Elas deveriam ser publicamente refutadas em quatro tipos:

– a que a acusa de ser “bandida”, assaltante de bancos, por isso
vetada nos EUA. O que está em jogo aqui é o papel democrático heróico de
uma geração contra a ditadura militar, fundamental para a conquista da
democracia.

– a que a acusa de ser contra a vida, contra a fé e o respeito às
religiões, debochando de Deus ou Cristo. O que está em jogo aqui é o
sentimento generoso cristão do projeto de Dilma, o fundamento do seu
amor ao próximo, o seu respeito ao valor dos sentimentos de
transcendência dos brasileiros.

– a que a acusa de ser sem experiência, corrupta ou conivente com a
corrupção: o que está em jogo aqui é o sentido público da vida de Dilma
como gestora exemplar e o seu papel no governo que, como pode e deve se
demonstrar, mais combateu a corrupção na história do Brasil.
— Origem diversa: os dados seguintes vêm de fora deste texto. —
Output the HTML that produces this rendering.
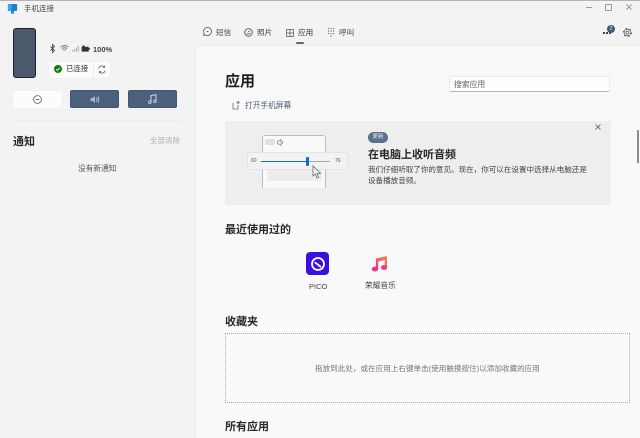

– a que acusa de ser sem palavra ou falsa ou sem valores: o que está
em jogo aqui é a coerência e integridade de toda a sua vida, da luta
contra o regime militar à construção de um novo Brasil democrático no
governo Lula.

Com a disputa pela narrativa de sentido, pela agenda política da
polarização, tudo passa a convergir para um centro estruturado de
valores, idéias e personagens e realizações, promessas de futuro ou
ameaças de crise. É neste centro de disputa, capaz de dialogar com a
nova consciência democrática e republicana, das classes populares e das
classes médias brasileiras, que Serra será derrotado e Dilma será eleita
presidenta do Brasil.

*Juarez Guimarães é professor de Ciência Política da UFMG e autor de “A esperança crítica”, Editora Scriptum, 2007.